Há muito tempo não se fala mais em golpismo ou em golpe. Apesar do sucateamento irresponsável das Forças Armadas (que naturalmente não justificaria golpismo, como, aliás, nada justifica), não há o clima de outros tempos, os militares não admoestam mais a nação nas ordens do dia e, apesar dos muitos pesares, se profissionalizam o quanto podem, entre vizinhos que levam mais a sério suas necessidades de defesa e vários estão em condições de equipamento e funcionamento bem menos desfavoráveis. E, no mundo político, apareceu, muito pouco e brevemente, um débil “Fora, Lula!” que ninguém endossou nem deve endossar, porque se trata de um presidente legitimamente eleito, que tem de cumprir seu mandato sem interferências indevidas.

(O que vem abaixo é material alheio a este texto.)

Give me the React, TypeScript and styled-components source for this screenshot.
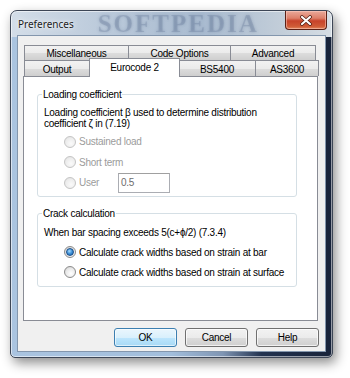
import styled, { createGlobalStyle } from "styled-components";

const GlobalStyle = createGlobalStyle`
  html, body {
    margin: 0;
    padding: 0;
    background: #ffffff;
  }
  * {
    box-sizing: border-box;
  }
`;

const uiFont = `"Liberation Sans", Arial, sans-serif`;

const Page = styled.div`
  width: 350px;
  height: 378px;
  padding: 10px 0 0 10px;
  background: #ffffff;
  font-family: ${uiFont};
  font-size: 10px;
  letter-spacing: -0.25px;
  color: #000;
`;

const Window = styled.div`
  width: 323px;
  height: 348px;
  display: flex;
  flex-direction: column;
  padding: 0 6px 5px 6px;
  border: 1px solid #3d4656;
  border-radius: 7px 7px 5px 5px;
  box-shadow: 3px 5px 12px rgba(0, 0, 0, 0.45), inset 0 0 0 1px rgba(255, 255, 255, 0.55);
  background:
    linear-gradient(to right, #d3dde8 0%, #bac9da 30%, #a9bbd0 60%, #c3ced9 85%, #d6dde4 100%) top / 100% 26px no-repeat,
    linear-gradient(to right, #aac4e0 0%, #a2bedc 50%, #7f95b3 66%, #22324f 78%, #18233a 100%);
`;

const TitleBar = styled.div`
  height: 24px;
  display: flex;
  align-items: center;
  padding-left: 1px;
  padding-top: 1px;
`;

const Title = styled.span`
  font-family: "Noto Sans", "Open Sans", sans-serif;
  font-size: 10px;
  letter-spacing: 0;
  color: #1b1b1b;
  text-shadow: 0 0 6px rgba(255, 255, 255, 0.95), 0 0 2px rgba(255, 255, 255, 0.9);
`;

const Watermark = styled.span`
  flex: 1;
  margin-left: 24px;
  font-family: "Liberation Serif", serif;
  font-weight: bold;
  font-size: 25px;
  letter-spacing: 2px;
  line-height: 24px;
  color: rgba(80, 102, 135, 0.22);
  text-shadow: 0 0 3px rgba(80, 102, 135, 0.3);
  filter: blur(0.6px);
  white-space: nowrap;
`;

const CloseButton = styled.div`
  align-self: flex-start;
  margin-top: -1px;
  margin-right: -1px;
  width: 42px;
  height: 19px;
  flex: none;
  display: flex;
  align-items: center;
  justify-content: center;
  border: 1px solid #5b2015;
  border-top: none;
  border-radius: 0 0 4px 4px;
  background: linear-gradient(to bottom, #e9a99a 0%, #dd7f69 40%, #c7432a 55%, #cf5a36 85%, #e2875c 100%);
  box-shadow: inset 0 0 0 1px rgba(255, 210, 200, 0.5);
`;

const Client = styled.div`
  flex: 1;
  display: flex;
  flex-direction: column;
  background: #f0f0f0;
  border: 1px solid #8396ad;
  padding: 9px 7px 0 5px;
`;

const TabRow = styled.div<{ $height: number }>`
  display: flex;
  height: ${(p) => p.$height}px;
  margin-left: 1px;
`;

const Tab = styled.div<{ $width: number; $active?: boolean }>`
  width: ${(p) => p.$width}px;
  flex: none;
  display: flex;
  align-items: center;
  justify-content: center;
  border: 1px solid #898c95;
  border-bottom: none;
  margin-left: -1px;
  padding-top: 1px;
  background: linear-gradient(to bottom, #f2f2f2 0%, #ebebeb 50%, #dddddd 50%, #cfcfcf 100%);
  white-space: nowrap;

  &:first-child {
    margin-left: 0;
  }

  ${(p) =>
    p.$active &&
    `
    position: relative;
    z-index: 1;
    background: #ffffff;
    margin-top: -2px;
    margin-right: -1px;
    height: calc(100% + 3px);
    align-items: flex-start;
    padding-top: 3px;
  `}
`;

const Panel = styled.div`
  width: 295px;
  height: 245px;
  background: #ffffff;
  border: 1px solid #898c95;
  padding: 11px 20px 0 13px;
  display: flex;
  flex-direction: column;
  gap: 10px;
`;

const Group = styled.fieldset<{ $pt: number; $pb: number }>`
  margin: 0;
  border: 1px solid #d5dfe5;
  border-radius: 3px;
  padding: ${(p) => p.$pt}px 4px ${(p) => p.$pb}px 6px;
  min-width: 0;
`;

const Legend = styled.legend`
  padding: 0 1px;
  margin-left: -2px;
  line-height: 13px;
`;

const Text = styled.div`
  line-height: 11px;
`;

const Options = styled.div<{ $mt: number }>`
  margin-top: ${(p) => p.$mt}px;
  padding-left: 20px;
  display: flex;
  flex-direction: column;
`;

const OptionRow = styled.div<{ $h: number; $disabled?: boolean }>`
  height: ${(p) => p.$h}px;
  display: flex;
  align-items: center;
  color: ${(p) => (p.$disabled ? "#9c9c9c" : "#000")};
`;

const Radio = styled.span<{ $checked?: boolean; $disabled?: boolean }>`
  width: 12px;
  height: 12px;
  flex: none;
  border-radius: 50%;
  margin-right: 3px;
  display: flex;
  align-items: center;
  justify-content: center;
  border: 1px solid ${(p) => (p.$disabled ? "#c4c4c4" : "#8b8b8b")};
  background: ${(p) =>
    p.$disabled
      ? "radial-gradient(circle at 60% 65%, #fafafa 0%, #ececec 60%, #dcdcdc 100%)"
      : "radial-gradient(circle at 60% 65%, #ffffff 0%, #e9e9e9 55%, #c9c9c9 100%)"};

  &::after {
    content: "";
    display: ${(p) => (p.$checked ? "block" : "none")};
    width: 6px;
    height: 6px;
    border-radius: 50%;
    border: 1px solid #1b4f8a;
    background: radial-gradient(circle at 40% 35%, #a9dcff 0%, #3c8fd6 50%, #1b5fa8 100%);
  }
`;

const OptionLabel = styled.span<{ $width?: number }>`
  white-space: nowrap;
  ${(p) => (p.$width ? `width: ${p.$width}px;` : "")}
`;

const ValueBox = styled.div`
  width: 52px;
  height: 20px;
  border: 1px solid #abadb3;
  border-top-color: #a0a0a0;
  background: #ffffff;
  color: #6d6d6d;
  padding: 3px 0 0 2px;
`;

const ButtonRow = styled.div`
  display: flex;
  justify-content: flex-end;
  gap: 8px;
  margin-top: 7px;
  margin-right: -1px;
`;

const Button = styled.div<{ $default?: boolean }>`
  width: 63px;
  height: 19px;
  display: flex;
  align-items: center;
  justify-content: center;
  border-radius: 3px;
  border: 1px solid ${(p) => (p.$default ? "#3c7fb1" : "#707070")};
  background: ${(p) =>
    p.$default
      ? "linear-gradient(to bottom, #eaf6fd 0%, #d9f0fc 50%, #bee6fd 50%, #a7d9f5 100%)"
      : "linear-gradient(to bottom, #f2f2f2 0%, #ebebeb 50%, #dddddd 50%, #cfcfcf 100%)"};
  box-shadow: inset 0 0 0 1px ${(p) => (p.$default ? "rgba(255,255,255,0.6)" : "rgba(255,255,255,0.7)")};
`;

const topTabs = [
  { label: "Miscellaneous", width: 105 },
  { label: "Code Options", width: 103 },
  { label: "Advanced", width: 86 },
];

const bottomTabs = [
  { label: "Output", width: 66 },
  { label: "Eurocode 2", width: 91, active: true },
  { label: "BS5400", width: 78 },
  { label: "AS3600", width: 64 },
];

const CloseGlyph = () => (
  <svg width="14" height="11" viewBox="0 0 14 11">
    <path d="M3 2 L11 9 M11 2 L3 9" stroke="#4a1a10" strokeWidth="3.6" strokeLinecap="round" />
    <path d="M3 2 L11 9 M11 2 L3 9" stroke="#ffffff" strokeWidth="2.2" strokeLinecap="round" />
  </svg>
);

export default function App() {
  return (
    <>
      <GlobalStyle />
      <Page>
        <Window>
          <TitleBar>
            <Title>Preferences</Title>
            <Watermark>SOFTPEDIA</Watermark>
            <CloseButton>
              <CloseGlyph />
            </CloseButton>
          </TitleBar>
          <Client>
            <TabRow $height={15}>
              {topTabs.map((t) => (
                <Tab key={t.label} $width={t.width}>
                  {t.label}
                </Tab>
              ))}
            </TabRow>
            <TabRow $height={16}>
              {bottomTabs.map((t) => (
                <Tab key={t.label} $width={t.width} $active={t.active}>
                  {t.label}
                </Tab>
              ))}
            </TabRow>
            <Panel>
              <Group $pt={6} $pb={3}>
                <Legend>Loading coefficient</Legend>
                <Text>Loading coefficient β used to determine distribution</Text>
                <Text>coefficient ζ in (7.19)</Text>
                <Options $mt={2}>
                  <OptionRow $h={21} $disabled>
                    <Radio $disabled />
                    <OptionLabel>Sustained load</OptionLabel>
                  </OptionRow>
                  <OptionRow $h={20.5} $disabled>
                    <Radio $disabled />
                    <OptionLabel>Short term</OptionLabel>
                  </OptionRow>
                  <OptionRow $h={20.5} $disabled>
                    <Radio $disabled />
                    <OptionLabel $width={39}>User</OptionLabel>
                    <ValueBox>0.5</ValueBox>
                  </OptionRow>
                </Options>
              </Group>
              <Group $pt={7} $pb={4}>
                <Legend>Crack calculation</Legend>
                <Text>When bar spacing exceeds 5(c+ϕ/2) (7.3.4)</Text>
                <Options $mt={4}>
                  <OptionRow $h={20}>
                    <Radio $checked />
                    <OptionLabel>Calculate crack widths based on strain at bar</OptionLabel>
                  </OptionRow>
                  <OptionRow $h={20}>
                    <Radio />
                    <OptionLabel>Calculate crack widths based on strain at surface</OptionLabel>
                  </OptionRow>
                </Options>
              </Group>
            </Panel>
            <ButtonRow>
              <Button $default>OK</Button>
              <Button>Cancel</Button>
              <Button>Help</Button>
            </ButtonRow>
          </Client>
        </Window>
      </Page>
    </>
  );
}
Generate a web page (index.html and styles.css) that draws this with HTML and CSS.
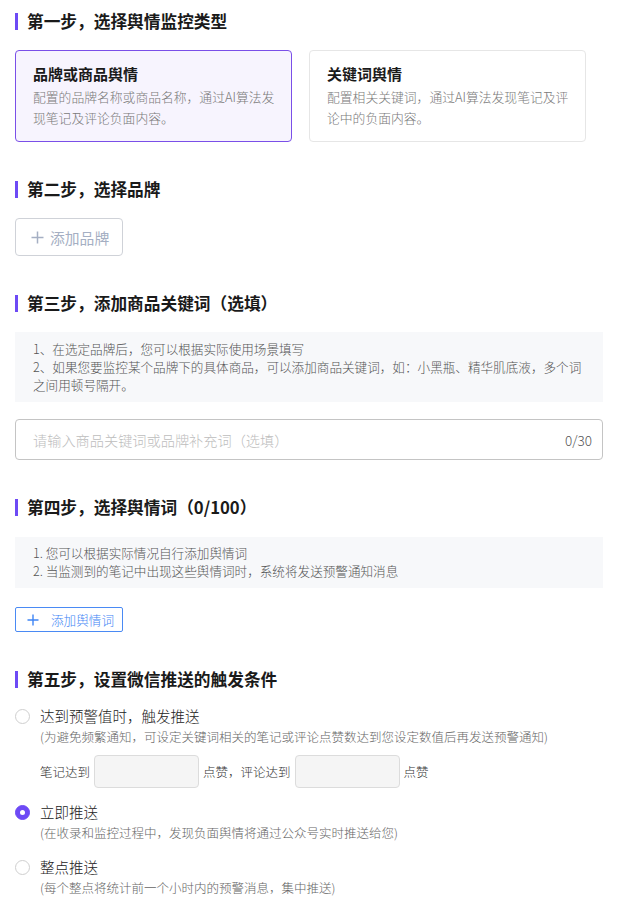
FILE: index.html
```html
<!DOCTYPE html>
<html lang="zh-CN">
<head>
<meta charset="utf-8">
<title>舆情监控设置</title>
<link rel="stylesheet" href="styles.css">
</head>
<body>
<div class="page">
  <section class="section">
    <h2 class="step-title">第一步，选择舆情监控类型</h2>
    <div class="type-cards">
      <div class="type-card is-active">
        <div class="type-card__title">品牌或商品舆情</div>
        <div class="type-card__desc">配置的品牌名称或商品名称，通过AI算法发现笔记及评论负面内容。</div>
      </div>
      <div class="type-card">
        <div class="type-card__title">关键词舆情</div>
        <div class="type-card__desc">配置相关关键词，通过AI算法发现笔记及评论中的负面内容。</div>
      </div>
    </div>
  </section>

  <section class="section">
    <h2 class="step-title">第二步，选择品牌</h2>
    <div class="btn-row">
      <button class="btn-add-brand" type="button">
        <svg class="plus" width="13" height="13" viewBox="0 0 13 13"><path d="M6.5 0.5v12M0.5 6.5h12" stroke="currentColor" stroke-width="1.5" fill="none"/></svg>
        <span>添加品牌</span>
      </button>
    </div>
  </section>

  <section class="section">
    <h2 class="step-title">第三步，添加商品关键词（选填）</h2>
    <div class="tips tips--three">
      <div>1、在选定品牌后，您可以根据实际使用场景填写</div>
      <div>2、如果您要监控某个品牌下的具体商品，可以添加商品关键词，如：小黑瓶、精华肌底液，多个词之间用顿号隔开。</div>
    </div>
    <div class="field">
      <input class="field__input" type="text" placeholder="请输入商品关键词或品牌补充词（选填）">
      <span class="field__count">0/30</span>
    </div>
  </section>

  <section class="section section--four">
    <h2 class="step-title">第四步，选择舆情词（0/100）</h2>
    <div class="tips tips--two">
      <div>1. 您可以根据实际情况自行添加舆情词</div>
      <div>2. 当监测到的笔记中出现这些舆情词时，系统将发送预警通知消息</div>
    </div>
    <div class="btn-row">
      <button class="btn-add-word" type="button">
        <svg class="plus" width="12" height="12" viewBox="0 0 12 12"><path d="M6 0.5v11M0.5 6h11" stroke="currentColor" stroke-width="1.4" fill="none"/></svg>
        <span>添加舆情词</span>
      </button>
    </div>
  </section>

  <section class="section section--options">
    <h2 class="step-title">第五步，设置微信推送的触发条件</h2>
    <div class="options">
      <div class="option">
        <span class="radio"></span>
        <div class="option__body">
          <div class="option__label">达到预警值时，触发推送</div>
          <div class="option__note">(为避免频繁通知，可设定关键词相关的笔记或评论点赞数达到您设定数值后再发送预警通知)</div>
          <div class="threshold">
            <span>笔记达到</span>
            <input class="threshold__input" type="text">
            <span>点赞，评论达到</span>
            <input class="threshold__input" type="text">
            <span>点赞</span>
          </div>
        </div>
      </div>
      <div class="option">
        <span class="radio is-checked"></span>
        <div class="option__body">
          <div class="option__label">立即推送</div>
          <div class="option__note">(在收录和监控过程中，发现负面舆情将通过公众号实时推送给您)</div>
        </div>
      </div>
      <div class="option">
        <span class="radio"></span>
        <div class="option__body">
          <div class="option__label">整点推送</div>
          <div class="option__note">(每个整点将统计前一个小时内的预警消息，集中推送)</div>
        </div>
      </div>
    </div>
  </section>
</div>
</body>
</html>
```

FILE: styles.css
```css
* { box-sizing: border-box; }

html, body {
  margin: 0;
  padding: 0;
  background: #fff;
}

body {
  font-family: "Noto Sans CJK SC", "Noto Sans", sans-serif;
  color: #1f1f1f;
}

.page {
  padding: 10px 15px 0;
  display: flex;
  flex-direction: column;
  gap: 36px;
}

.section {
  display: flex;
  flex-direction: column;
  gap: 18px;
}

.section--four { gap: 19px; }
.section--options { gap: 15px; }

.step-title {
  margin: 0;
  font-size: 16.7px;
  line-height: 22px;
  font-weight: 700;
  color: #1a1a1a;
  display: flex;
  align-items: center;
}

.step-title::before {
  content: "";
  width: 3px;
  height: 17px;
  background: #6d4af5;
  margin-right: 9px;
  flex: none;
}

.type-cards {
  display: grid;
  grid-template-columns: 277px 277px;
  gap: 17px;
}

.type-card {
  height: 92px;
  border: 1px solid #e6e6e6;
  border-radius: 4px;
  padding: 12px 10px 0 17px;
  background: #fff;
}

.type-card.is-active {
  border-color: #7a4fe8;
  background: #f7f4fe;
}

.type-card__title {
  font-size: 15px;
  line-height: 22px;
  font-weight: 700;
  color: #1a1a1a;
}

.type-card__desc {
  margin-top: 1px;
  font-size: 12.8px;
  line-height: 21px;
  font-weight: 300;
  color: #7a7a7a;
}

.btn-row {
  display: flex;
}

.btn-add-brand {
  width: 108px;
  height: 38px;
  border: 1px solid #cfd2d8;
  border-radius: 4px;
  background: #fff;
  color: #a5afc3;
  font-family: inherit;
  font-size: 14.8px;
  display: flex;
  align-items: center;
  padding: 0 0 0 15px;
  gap: 6px;
}

.plus { flex: none; }

.tips {
  background: #f7f8fa;
  font-size: 12.6px;
  line-height: 18px;
  font-weight: 300;
  color: #555;
  padding: 8px 18px;
}

.tips--two { padding: 7px 18px 8px; }

.field {
  height: 41px;
  margin-top: -1px;
  border: 1px solid #c4c4c4;
  border-radius: 4px;
  display: flex;
  align-items: center;
  padding: 0 10px 0 17px;
}

.field__input {
  flex: 1;
  border: none;
  outline: none;
  padding: 0;
  font-family: inherit;
  font-size: 14.2px;
  font-weight: 300;
  color: #333;
  background: transparent;
}

.field__input::placeholder { color: #bdbdbd; }

.field__count {
  font-size: 13.5px;
  font-weight: 300;
  color: #555;
}

.btn-add-word {
  width: 108px;
  height: 25px;
  border: 1px solid #4a8af4;
  border-radius: 2px;
  background: #fff;
  color: #3f85f5;
  font-family: inherit;
  font-size: 12.6px;
  font-weight: 300;
  display: flex;
  align-items: center;
  padding: 0 0 0 11px;
  gap: 12px;
}

.options {
  display: flex;
  flex-direction: column;
  gap: 13px;
}

.option {
  display: flex;
  align-items: flex-start;
}

.radio {
  flex: none;
  width: 15px;
  height: 15px;
  border: 1px solid #cfcfcf;
  border-radius: 50%;
  background: #fff;
  margin-top: 3.5px;
  margin-right: 10px;
  position: relative;
}

.radio.is-checked {
  border-color: #6d4af5;
  background: #6d4af5;
}

.radio.is-checked::after {
  content: "";
  position: absolute;
  left: 50%;
  top: 50%;
  width: 5px;
  height: 5px;
  margin: -2.5px 0 0 -2.5px;
  background: #fff;
  border-radius: 50%;
}

.option__label {
  font-size: 14.5px;
  line-height: 22px;
  font-weight: 300;
  color: #222;
}

.option__note {
  font-size: 12.5px;
  line-height: 20px;
  font-weight: 300;
  color: #666;
}

.threshold {
  margin-top: 8px;
  display: flex;
  align-items: center;
  font-size: 12.5px;
  font-weight: 300;
  color: #333;
  gap: 4px;
}

.threshold__input {
  width: 105px;
  height: 33px;
  border: 1px solid #dcdcdc;
  border-radius: 4px;
  background: #f5f5f5;
  outline: none;
}
```
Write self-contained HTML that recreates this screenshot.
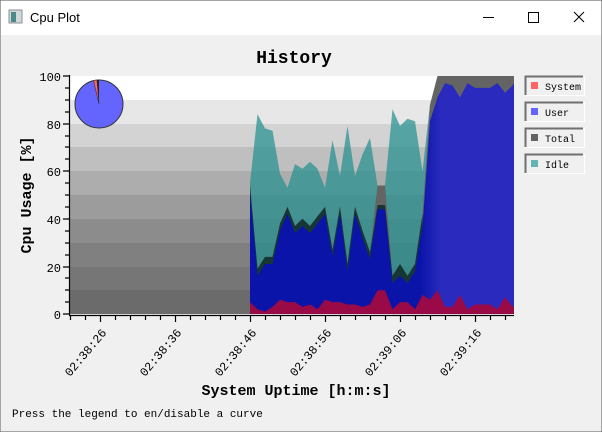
<!DOCTYPE html>
<html><head><meta charset="utf-8"><style>
html,body{margin:0;padding:0;width:602px;height:432px;overflow:hidden;background:#f0f0f0;}
svg{display:block}
text{font-family:"Liberation Mono","Noto Sans CJK SC",monospace;}
</style></head><body>
<svg width="602" height="432" viewBox="0 0 602 432" xmlns="http://www.w3.org/2000/svg">
<defs>
<linearGradient id="bg" gradientUnits="userSpaceOnUse" x1="0" y1="0" x2="600" y2="0">
<stop offset="0.70" stop-color="#0a14a8"/><stop offset="0.735" stop-color="#2a2abf"/>
</linearGradient>
</defs>
<rect x="0" y="0" width="602" height="432" fill="#f0f0f0" stroke="#5a5a5a" stroke-width="1"/>
<rect x="1" y="1" width="600" height="34" fill="#fff"/>
<rect x="9" y="10" width="13" height="13" fill="#cfd8dc" stroke="#777" stroke-width="0.8"/>
<rect x="11" y="12" width="5" height="10" fill="#4a8a8a"/>
<text x="30" y="22" font-size="13" style="font-family:'Liberation Sans',sans-serif" fill="#000">Cpu Plot</text>
<line x1="483" y1="17.5" x2="494" y2="17.5" stroke="#000"/>
<rect x="528.5" y="12.5" width="10" height="10" fill="none" stroke="#000"/>
<path d="M574 12 L584 22 M584 12 L574 22" stroke="#000"/>
<text x="294" y="63" font-size="18" font-weight="bold" text-anchor="middle" style="font-family:'Liberation Mono',serif">History</text>
<!-- bands -->
<rect x="70" y="76" width="444" height="24" fill="#ffffff"/>
<rect x="70" y="100" width="444" height="24" fill="#e7e7e7"/>
<rect x="70" y="124" width="444" height="23" fill="#d3d3d3"/>
<rect x="70" y="147" width="444" height="24" fill="#bfbfbf"/>
<rect x="70" y="171" width="444" height="24" fill="#adadad"/>
<rect x="70" y="195" width="444" height="24" fill="#9c9c9c"/>
<rect x="70" y="219" width="444" height="24" fill="#8c8c8c"/>
<rect x="70" y="243" width="444" height="24" fill="#808080"/>
<rect x="70" y="267" width="444" height="23" fill="#767676"/>
<rect x="70" y="290" width="444" height="24" fill="#6b6b6b"/>
<!-- teal idle -->
<polygon fill="rgb(32,142,142)" fill-opacity="0.7" points="250,314 250,183.1 257.5,114.1 265,128.4 272.5,130.7 280,173.6 287.5,187.9 295,164.1 302.5,168.8 310,161.7 317.5,168.8 325,187.9 332.5,140.3 340,176 347.5,126 355,176 362.5,154.5 370,137.9 377.5,185.5 385,185.5 392.5,109.3 400,126 407.5,118.8 415,121.2 422.5,171.2 430,104.6 430,314"/>
<!-- total -->
<polygon fill="#646464" points="250,314 250,185.5 257.5,268.8 265,256.9 272.5,256.9 280,223.6 287.5,206.9 295,226 302.5,218.8 310,226 317.5,216.4 325,206.9 332.5,249.7 340,206.9 347.5,264 355,206.9 362.5,230.7 370,252.1 377.5,185.5 385,185.5 392.5,275.9 400,264 407.5,275.9 415,264 422.5,214 430,104.6 437.5,76 514,76 514,314"/>
<polygon fill="#163636" points="250,314 250,185.5 257.5,268.8 265,256.9 272.5,256.9 280,223.6 287.5,206.9 295,226 302.5,218.8 310,226 317.5,216.4 325,206.9 332.5,249.7 340,206.9 347.5,264 355,206.9 362.5,230.7 370,252.1 377.5,205 385,205 392.5,275.9 400,264 407.5,275.9 415,264 422.5,214 424,314"/>
<!-- user -->
<polygon fill="url(#bg)" points="250,314 250,192.6 257.5,275.9 265,264 272.5,264 280,230.7 287.5,214 295,233 302.5,226 310,233 317.5,223.6 325,214 332.5,256.9 340,214 347.5,271.2 355,214 362.5,237.8 370,259.3 377.5,209.3 385,209.3 392.5,283 400,275.9 407.5,283 415,271.2 422.5,226 430,121.2 437.5,97.4 445,83.1 452.5,85.5 460,97.4 467.5,83.1 475,87.9 482.5,87.9 490,87.9 497.5,83.1 505,92.7 512.5,85.5 514,83 514,314"/>
<!-- system -->
<polygon fill="#990a46" points="250,314 250,302.1 257.5,309.2 265,311.6 272.5,306.9 280,299.7 287.5,302.1 295,302.1 302.5,306.9 310,304.5 317.5,309.2 325,299.7 332.5,302.1 340,302.1 347.5,304.5 355,304.5 362.5,306.9 370,304.5 377.5,290.2 385,290.2 392.5,309.2 400,302.1 407.5,302.1 415,309.2 422.5,295 430,299.7 437.5,290.2 445,306.9 452.5,306.9 460,295 467.5,309.2 475,304.5 482.5,304.5 490,304.5 497.5,309.2 505,297.3 512.5,306.9 514,306 514,314"/>
<!-- pie -->
<circle cx="99" cy="104" r="24" fill="#6464ff" stroke="#333" stroke-width="1"/>
<path d="M99,104 L93.5,80.6 A24,24 0 0 1 97,80.1 Z" fill="#ff6464" stroke="#333" stroke-width="0.6"/>
<path d="M99,104 L97,80.1 A24,24 0 0 1 99,80 Z" fill="#222"/>
<!-- axes -->
<g stroke="#000" stroke-width="1.2">
<line x1="69.5" y1="75" x2="69.5" y2="315"/>
<line x1="69" y1="315.5" x2="514" y2="315.5"/>
<path d="M63 76H69 M65 88H69 M65 100H69 M65 112H69 M63 124H69 M65 136H69 M65 147H69 M65 159H69 M63 171H69 M65 183H69 M65 195H69 M65 207H69 M63 219H69 M65 231H69 M65 243H69 M65 255H69 M63 267H69 M65 278H69 M65 290H69 M65 302H69 M63 314H69"/>
<path d="M70.5 316V320 M85.5 316V320 M100.5 316V322 M115.5 316V320 M130.5 316V320 M145.5 316V320 M160.5 316V320 M175.5 316V322 M190.5 316V320 M205.5 316V320 M220.5 316V320 M235.5 316V320 M250.5 316V322 M265.5 316V320 M280.5 316V320 M295.5 316V320 M310.5 316V320 M325.5 316V322 M340.5 316V320 M355.5 316V320 M370.5 316V320 M385.5 316V320 M400.5 316V322 M415.5 316V320 M430.5 316V320 M445.5 316V320 M460.5 316V320 M475.5 316V322 M490.5 316V320 M505.5 316V320"/>
</g>
<g font-size="12" text-anchor="end" fill="#000">
<text x="61" y="81">100</text><text x="61" y="129">80</text><text x="61" y="176">60</text><text x="61" y="224">40</text><text x="61" y="272">20</text><text x="61" y="319">0</text>
</g>
<g font-size="12" text-anchor="end" fill="#000">
<text transform="translate(107,333) rotate(-50)">02:38:26</text>
<text transform="translate(182,333) rotate(-50)">02:38:36</text>
<text transform="translate(257,333) rotate(-50)">02:38:46</text>
<text transform="translate(332,333) rotate(-50)">02:38:56</text>
<text transform="translate(407,333) rotate(-50)">02:39:06</text>
<text transform="translate(482,333) rotate(-50)">02:39:16</text>
</g>
<text transform="translate(31,195) rotate(-90)" font-size="15" font-weight="bold" text-anchor="middle">Cpu Usage [%]</text>
<text x="296" y="395" font-size="15" font-weight="bold" text-anchor="middle">System Uptime [h:m:s]</text>
<text x="12" y="417" font-size="11">Press the legend to en/disable a curve</text>
<!-- legend -->
<g font-size="10" fill="#000">
<g><rect x="525.5" y="76.5" width="59" height="19" fill="#f0f0f0" stroke="#fff"/><path d="M525.5 95V76.5H583" stroke="#707070" stroke-width="2" fill="none"/><rect x="531" y="82" width="7" height="7" fill="#ff6464"/><text x="545" y="90">System</text></g>
<g><rect x="525.5" y="102.5" width="59" height="19" fill="#f0f0f0" stroke="#fff"/><path d="M525.5 121V102.5H583" stroke="#707070" stroke-width="2" fill="none"/><rect x="531" y="108" width="7" height="7" fill="#6464ff"/><text x="545" y="116">User</text></g>
<g><rect x="525.5" y="128.5" width="59" height="19" fill="#f0f0f0" stroke="#fff"/><path d="M525.5 147V128.5H583" stroke="#707070" stroke-width="2" fill="none"/><rect x="531" y="134" width="7" height="7" fill="#646464"/><text x="545" y="142">Total</text></g>
<g><rect x="525.5" y="154.5" width="59" height="19" fill="#f0f0f0" stroke="#fff"/><path d="M525.5 173V154.5H583" stroke="#707070" stroke-width="2" fill="none"/><rect x="531" y="160" width="7" height="7" fill="#64b4b4"/><text x="545" y="168">Idle</text></g>
</g>
</svg>
</body></html>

Foi um pouco diferente o “Fora, FH!”, que chegou a pegar uma forcinha, muito vinda dos lados do PT, não oficialmente, mas em conversas e eventuais exortações.


O presidente bem que podia achar uma respostinha melhor para os que se manifestam contra o governo. Hoje a oposição não é golpista, os militares não são golpistas, o FMI não é golpista, os bancos não são golpistas, os muito ricos não são golpistas, o povo não é golpista. Que golpismo é esse, é saudade? É porque ele acertava mesmo era discursar contra a ditadura e o governo e agora não sabe mais o que fazer? Ou é coisa pior? Ué, não estranhem a pergunta. Se ele pode delirar, eu também posso. Quem é que está puxando esse papo de golpe, companheiro?